Erdoğan yağmur ormanlarına acırken Türkiye’deki HES’leri, 2B’yi, maden ruhsatlarını unuttu.

cumhuriyet.com.tr

Birleşmiş Milletler Ormancılık Forumunda, Evimizdeki mobilya yağmur ormanlarını yağmaladıysa sorgulamak ve buna çareler üretmek zorundayız diyen Başbakan Tayyip Erdoğan, iktidarının 10 yıllık çevrede yıkım politikalarını unuttu.
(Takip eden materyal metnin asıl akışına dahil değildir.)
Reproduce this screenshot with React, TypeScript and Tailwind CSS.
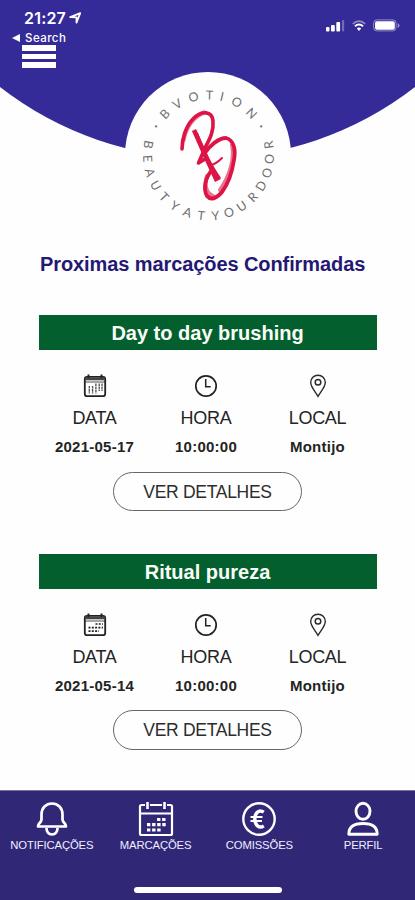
import React from "react";

const sans = "font-['Liberation_Sans',Arial,sans-serif]";

const topLetters: [string, number][] = [
  ["•", -61.5], ["B", -46.8], ["V", -31.5], ["O", -14.5], ["T", 1], ["I", 13], ["O", 28], ["N", 46], ["•", 61.5],
];
const bottomLetters = "BEAUTYATYOURDOOR".split("");

function Logo() {
  return (
    <svg viewBox="0 0 166 166" className="block h-[166px] w-[166px]">
      <circle cx="83" cy="83" r="83" fill="#fefefe" />
      <g fill="#707070" fontFamily="Lato, sans-serif" fontSize="12.5" textAnchor="middle">
        {topLetters.map(([c, a], i) => (
          <text key={i} x="83.5" y={c === "•" ? 25 : 27.5} fontSize={c === "•" ? 6 : 12.5} transform={`rotate(${a} 83.5 83)`}>{c}</text>
        ))}
        {bottomLetters.map((c, i) => (
          <text key={i} x="83.5" y="148.5" transform={`rotate(${100 - i * 13.3} 83.5 83)`}>{c}</text>
        ))}
      </g>
      <g fill="none" stroke="#dc1546" strokeLinecap="round" strokeLinejoin="round">
        <path d="M57 77C57 67 61 54 68 47C77 38 87 39 88 49C89 60 84 68 80 76" strokeWidth="3.6" />
        <path d="M58.5 68C60 57 68 44 79 40.5" strokeWidth="4.5" opacity=".55" />
        <path d="M69 58C75 72 83 90 92 109" strokeWidth="4.5" strokeLinecap="butt" />
        <path d="M71.5 62C78 78 86 95 94 106" strokeWidth="3.6" />
        <path d="M80 76L73.5 91L80 87" strokeWidth="3.6" />
        <path d="M79 82C85 73 94 66 101 66C109 68 111 78 109 88C107 101 103 112 97 120C92 126 86 129 82 124C78 117 80 106 87 98" strokeWidth="3.8" />
        <path d="M107 73C110 86 105 104 95 118M82 104C79 113 81 121 88 124" strokeWidth="4" opacity=".6" />
        <path d="M86 93Q91 92 97 86" strokeWidth="2" />
      </g>
    </svg>
  );
}

function StatusBar() {
  return (
    <div className="absolute inset-x-0 top-0 h-[72px] text-white">
      <div className="flex h-9 items-start justify-between pl-6 pr-[15px]">
        <div className="flex items-center gap-[3px] pt-2">
          <span className="font-['Inter',sans-serif] text-[16px] font-semibold leading-5 tracking-[0.2px]">21:27</span>
          <svg width="13" height="12" viewBox="0 0 13 12" fill="none" stroke="currentColor" strokeWidth="1.8" strokeLinejoin="round"><path d="M1.2 5.2L11.2 1.2L7.5 10.6V5.3Z" /></svg>
        </div>
        <div className="flex items-center gap-[7px] pt-[19px]">
          <svg width="19" height="13" viewBox="0 0 19 13" fill="currentColor"><rect y="8" width="3.5" height="4.5" rx="1" /><rect x="5" y="6" width="3.8" height="6.5" rx="1" /><rect x="10.3" y="3" width="3.8" height="9.5" rx="1" /><rect x="16" y="1" width="2.2" height="11.5" rx="1" opacity=".3" /></svg>
          <svg width="14" height="12" viewBox="0 0 14 12" fill="none" stroke="currentColor"><path d="M.8 4C4.3.2 9.7.2 13.2 4" strokeWidth="1.6" opacity=".45" /><path d="M3 6.4C5.3 4 8.7 4 11 6.4" strokeWidth="2" /><path d="M4.8 8.5C6.2 7.3 7.8 7.3 9.2 8.5L7 11Z" fill="currentColor" stroke="none" /></svg>
          <svg width="27" height="13" viewBox="0 0 27 13"><rect x=".6" y=".9" width="22.5" height="11" rx="3.2" fill="none" stroke="#fff" opacity=".45" /><rect x="2" y="2.2" width="19.8" height="8.6" rx="1.8" fill="#fff" /><path d="M24.7 4V9Q26.5 8 26.5 6.5T24.7 4Z" fill="#fff" opacity=".5" /></svg>
        </div>
      </div>
      <div className="-mt-[5px] flex h-[14px] items-center gap-[5px] pl-3">
        <svg width="8" height="8" viewBox="0 0 8 8" fill="currentColor"><path d="M8 0V8L0 4Z" /></svg>
        <span className="font-['Inter',sans-serif] text-[11.5px] font-medium leading-[14px] tracking-[0.45px]">Search</span>
      </div>
      <button aria-label="Menu" className="ml-[22px] flex w-[34px] flex-col gap-[3px]">
        <span className="h-[5.5px] bg-white" />
        <span className="h-[5.5px] bg-white" />
        <span className="h-[5.5px] bg-white" />
      </button>
    </div>
  );
}

function CardCalendar({ tall }: { tall: boolean }) {
  return (
    <svg width="24" height="24" viewBox="0 0 24 24" fill="none" stroke="#222">
      <rect x="1.8" y="2.8" width="20.4" height="19.4" rx="2.2" strokeWidth="1.8" />
      <path d="M2 5H22" strokeWidth="2.6" stroke="#444" /><path d="M2 8H22" strokeWidth=".8" />
      <path d="M5.5 .5V4M18.5 .5V4" strokeWidth="2" />
      {tall ? (
        <path d="M6.3 12V19.5M9.6 12V19.5M12.9 9.5V19.5M16.2 9.5V17M19 9.5V17" strokeWidth="1.3" strokeDasharray="2.6 .5" opacity=".8" />
      ) : (
        <path d="M12.5 11H20M5.5 14.7H20M5.5 18.2H16" strokeWidth="1.7" strokeDasharray="2 1.3" />
      )}
    </svg>
  );
}

function Clock() {
  return (
    <svg width="24" height="24" viewBox="0 0 24 24" fill="none" stroke="#222">
      <circle cx="12" cy="12" r="10.2" strokeWidth="1.7" /><path d="M11.7 5V12.7H16.7" strokeWidth="1.5" />
    </svg>
  );
}

function Pin() {
  return (
    <svg width="24" height="24" viewBox="0 0 24 24" fill="none" stroke="#2a2a2a">
      <path d="M12 22.3C9.2 17.5 4.7 12.9 4.7 8.5A7.3 7.3 0 0 1 19.3 8.5C19.3 12.9 14.8 17.5 12 22.3Z" strokeWidth="1.4" />
      <circle cx="12" cy="8.3" r="2.8" strokeWidth="1.5" />
    </svg>
  );
}

function Info({ icon, label, value }: { icon: React.ReactNode; label: string; value: string }) {
  return (
    <div className="flex w-[111.5px] flex-col items-center">
      {icon}
      <span className="mt-2 text-[18px] leading-6 tracking-[-0.3px] text-[#242424]">{label}</span>
      <span className="mt-[7px] text-[15px] font-bold leading-5 tracking-[0.25px] text-[#242424]">{value}</span>
    </div>
  );
}

function Booking({ title, date, tall = false }: { title: string; date: string; tall?: boolean }) {
  return (
    <section className="flex h-[238.5px] flex-col items-center">
      <h2 className="h-[35px] w-[338px] bg-[#045f2e] text-center text-[20px] font-bold leading-[36px] text-[#fafdf8]">{title}</h2>
      <div className="mr-[3px] mt-6 flex w-[335px] justify-center">
        <Info icon={<CardCalendar tall={tall} />} label="DATA" value={date} />
        <Info icon={<Clock />} label="HORA" value="10:00:00" />
        <Info icon={<Pin />} label="LOCAL" value="Montijo" />
      </div>
      <button className="mt-[14.5px] h-[39.5px] w-[189px] rounded-full border border-[#666] pt-px text-[17.5px] tracking-[-0.3px] text-[#2c2c2c]">VER DETALHES</button>
    </section>
  );
}

const icon = "h-[36px] w-[36px]";

function Tab({ label, children }: { label: string; children: React.ReactNode }) {
  return (
    <div className="flex w-1/4 flex-col items-center">
      {children}
      <span className="whitespace-nowrap text-[11.3px] leading-4 tracking-[-0.14px] text-[#f0edff]">{label}</span>
    </div>
  );
}

export default function App() {
  return (
    <main className={`relative flex h-[900px] w-[415px] flex-col overflow-hidden bg-[#fefefe] ${sans}`}>
      <header className="relative h-[238px] shrink-0">
        <svg className="absolute inset-0" width="415" height="160" viewBox="0 0 415 160"><path d="M0 0H415V87A338 338 0 0 1 0 87Z" fill="#352b98" /></svg>
        <div className="absolute left-[125px] top-[72px]"><Logo /></div>
        <StatusBar />
      </header>
      <h1 className="ml-10 mt-[13px] h-[26px] whitespace-nowrap text-[20px] font-bold leading-[26px] tracking-[-0.09px] text-[#251873]">Proximas marcações Confirmadas</h1>
      <div className="mt-[38px] h-[475px]">
        <Booking title="Day to day brushing" date="2021-05-17" tall />
        <Booking title="Ritual pureza" date="2021-05-14" />
      </div>
      <footer className="flex h-[110px] shrink-0 flex-col items-center border-t border-[#77719f] bg-[#302877]">
        <nav className="flex w-full pt-[10px]">
          <Tab label="NOTIFICAÇÕES">
            <svg className={icon} viewBox="0 0 36 36" fill="none" stroke="#fff" strokeWidth="2.7"><path d="M7.5 18.5V13.5C7.5 6.7 12 2.5 18 2.5S28.5 6.7 28.5 13.5V18.5C28.5 21.5 32 22 32 25.5H4C4 22 7.5 21.5 7.5 18.5Z" strokeLinejoin="round" /><path d="M12.5 27C12.5 30.5 14.5 33.5 18 33.5S23.5 30.5 23.5 27" /></svg>
          </Tab>
          <Tab label="MARCAÇÕES">
            <svg className={icon} viewBox="0 0 36 36" fill="none" stroke="#fff" strokeWidth="2.2"><path d="M7 4H3.5Q2 4 2 5.5V32.5Q2 34 3.5 34H32.5Q34 34 34 32.5V5.5Q34 4 32.5 4H29M12 4H24M2 12.5H34" /><path d="M9.5 1V8M26.5 1V8" strokeWidth="2.6" /><path d="M19 18.5H28M9 23.7H28M9 29H23" strokeWidth="3.2" strokeDasharray="3.4 1.7" /></svg>
          </Tab>
          <Tab label="COMISSÕES">
            <svg className={icon} viewBox="0 0 36 36" fill="none" stroke="#fff" strokeWidth="2.4"><circle cx="18" cy="18" r="15.7" /><path d="M22.8 11.2C18 8 13.8 12 13.8 18S18 28 22.8 24.8" strokeWidth="3.4" /><path d="M9.5 16H21.5M9.5 20H21" strokeWidth="2" /></svg>
          </Tab>
          <Tab label="PERFIL">
            <svg className={icon} viewBox="0 0 36 36" fill="none" stroke="#fff" strokeWidth="2.9" strokeLinejoin="round"><ellipse cx="18" cy="10.3" rx="7" ry="8" /><path d="M3.8 33.2C3.8 25.5 9 22.5 18 22.5S32.2 25.5 32.2 33.2Z" /></svg>
          </Tab>
        </nav>
        <div className="mt-[34px] h-[6px] w-[148px] rounded-full bg-white" />
      </footer>
    </main>
  );
}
Son olarak çevreye zarar vereceği rapor ile belirlenen projeleri ÇED raporundan muaf tutan iktidar, HES projeleriyle derelerin yok olmasına seyirci kaldı. 2B yasasıyla ormanları imar talanına açtı.

Çevre Mühendisleri Odası’nın Cumhuriyet için hazırladığı raporuna göre AKPnin uyguladığı politikalardan bazıları şöyle:

Hükümet Çevresel Etki Değerlendirme (ÇED) Yönetmeliğinde yaptığı değişiklikle, 23 Haziran 1997den önce yatırım programına alınan ve 5 Nisan 2013 itibarıyla planlama aşaması geçmiş, ihalesi yapılmış ya da üretim veya işletmeye başlamış olan projeler için ÇED raporu zorunluluğunu kaldırdı. Yani ÇED raporu almadan ya da çevreye zarar vereceği rapor ile belirlenen projeler ÇED raporundan muaf tutuldu.

Maden aramalarında izin süreçleri çevresel değerlere sahip çıkılarak yürütülmedi. ÇED muafiyetleri getirildi. Mevcut ve yeni maden sahalarının çevresel sorunlarının denetlenmesi ve izin-lisans süreçleri sağlıklı şekilde işletilmedi. Madenlerdeki atıklar doğrudan doğaya salındı. Sorumlularla ilgili hiçbir işlem yapılmadı.

Başbakan’ın yağmur ormanlarına kadar gitmesine gerek yok. Türkiyedeki orman tahribatına ilişkin af niteliğinde 2B yasası çıkarıldı. Böylece orman talanı yasal zemine kavuşturuldu.

Yeryüzü suları bir borunun içine sokularak elektrik üretme yoluna gidildi. Bu projelerle Türkiye can suyu kavramıyla tanıştı. Suları alınan derelerde yaşayan canlıların ne kadar suya ihtiyaçları olduğu düşünülmeden bir miktar can suyu bırakılarak bununla yetinmeleri istendi. Onlarca dere kuruma noktasına geldi.

Kültür ve Tabiat Varlıklarını Koruma Yasasına ek olarak çıkarılan KHKler ile, koruma kurullarının özerkliği kaldırıldı. Türkiyenin doğal ve kültürel mirası, üyeleri Çevre ve Şehircilik Bakanlığı tarafından atanan kurulların keyfi kararlarına bırakıldı.

Tabiatı ve Biyoçeşitliliği Koruma Kanun Tasarısı ile ülkenin doğal zenginliklerinin yok edilmesinin önü açıldı.

Türkiyenin cennet köşelere (Gerze, Amasra vs.) halkın ve bilim çevrelerinin görüşlerini yok sayarak termik santral yapılma çalışmaları başlatıldı.